EU F-Gas Regulation Review
On September 26, 2011, the European Commission issued a report that reviews the implementation and adequacy of the F-gas regulation (EC No 842/2006), which controls emissions of hydrofluorocarbons (HFCs), perfluorocarbons (PFCs), and sulfur hexafluoride (SF6). For many uses of F-gases, such as HFCs in fire protection, the current regulation does not restrict use but instead requires reporting, recovery, containment, leak inspection, labeling and training.
The report, which draws from the results of an analytical study, concludes that the EU should take further action to reduce emissions of F-gases beyond the existing regulation and presents the following options:
- Gradually declining limits on the quantity of F-gases placed on the EU market
- Use and marketing prohibitions for new equipment and products (bans)
- Voluntary environmental agreements
For the fire protection sector, the analytical study includes the policy option of a voluntary agreement with industry leading to a ban on the use of HFC-23 as of 2015. According to the study HFC-23 is used for fire protection in six EU countries, particularly Spain. A ban on the use of HFC-227ea in fire protection was considered in the study but excluded from the final policy options.
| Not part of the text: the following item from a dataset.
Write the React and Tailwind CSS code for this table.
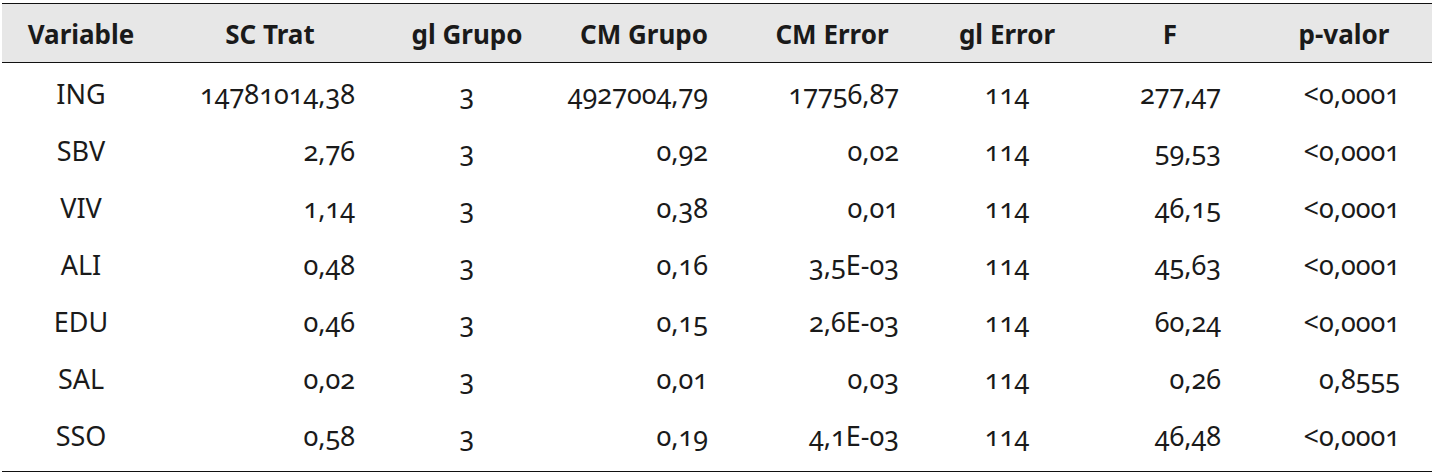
import React from 'react';

const cols = [
  { label: 'Variable', w: 'w-[158px]', cell: 'text-center' },
  { label: 'SC Trat', w: 'w-[220px]', cell: 'text-right pr-[25px]' },
  { label: 'gl Grupo', w: 'w-[174px]', cell: 'text-center' },
  { label: 'CM Grupo', w: 'w-[180px]', cell: 'text-right pr-[26px]' },
  { label: 'CM Error', w: 'w-[196px]', cell: 'text-right pr-[31px]' },
  { label: 'gl Error', w: 'w-[154px]', cell: 'text-center' },
  { label: 'F', w: 'w-[172px]', cell: 'text-right pr-[35px]' },
  { label: 'p-valor', w: 'w-[176px]', cell: 'text-right pr-[32px]' },
];

const rows = [
  ['ING', '14781014,38', '3', '4927004,79', '17756,87', '114', '277,47', '<0,0001'],
  ['SBV', '2,76', '3', '0,92', '0,02', '114', '59,53', '<0,0001'],
  ['VIV', '1,14', '3', '0,38', '0,01', '114', '46,15', '<0,0001'],
  ['ALI', '0,48', '3', '0,16', '3,5E-03', '114', '45,63', '<0,0001'],
  ['EDU', '0,46', '3', '0,15', '2,6E-03', '114', '60,24', '<0,0001'],
  ['SAL', '0,02', '3', '0,01', '0,03', '114', '0,26', '0,8555'],
  ['SSO', '0,58', '3', '0,19', '4,1E-03', '114', '46,48', '<0,0001'],
];

export default function App() {
  return (
    <div className="w-[1439px] h-[475px] bg-white pt-[3px] pl-[2px] font-['Noto_Sans',sans-serif] text-[#1a1a1a] oldstyle-nums">
      <div className="w-[1430px] border-t border-b border-[#111]">
        {/* header */}
        <div className="flex h-[59px] items-center pt-[1px] bg-[#e7e7e7] border-b border-[#111] text-[26px] font-bold leading-none">
          {cols.map(c => (
            <div key={c.label} className={`${c.w} text-center`}>{c.label}</div>
          ))}
        </div>

        {/* body */}
        <div className="pt-[2px] pb-[7px] text-[27px] leading-none">
          {rows.map(r => (
            <div key={r[0]} className="flex h-[57px] items-center">
              {r.map((v, i) => (
                <div key={i} className={`${cols[i].w} ${cols[i].cell}`}>{v}</div>
              ))}
            </div>
          ))}
        </div>
      </div>
    </div>
  );
}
The study includes lifetime emission factors for the use of HFCs in total flooding systems of 2-3% and portable extinguishers of 4-5%.
The report includes the following additional information related to fire protection:
- The labeling provisions of the F-gas regulation apply to approximately "100 suppliers of gas containers including for fire protection systems."
- More than 50% of personnel and 90% of companies in the fire protection sector are not yet certified. Eight Member States have not yet notified the Commission on their training and certification systems.
- Compliance with containment measures has been applied to a higher extent in the fire protection sector due to existing voluntary technical standards.
- Recovery in the fire protection sector is currently a commonly applied practice during servicing and maintenance. The potential for recovery from systems containing F-gases will grow in the coming years, as such systems will be reaching their end of life.
- Available low-GWP fluids could enable a gradual cost-effective substitution of F-gases in applications including fire protection.
On the basis of this report, the Commission has launched a consultation that invites stakeholders to comment on possible options for strengthening EU measures to reduce emissions of fluorinated gases. Depending on the results of this consultation, the Commission could present a legislative proposal for revising the F-gas regulation.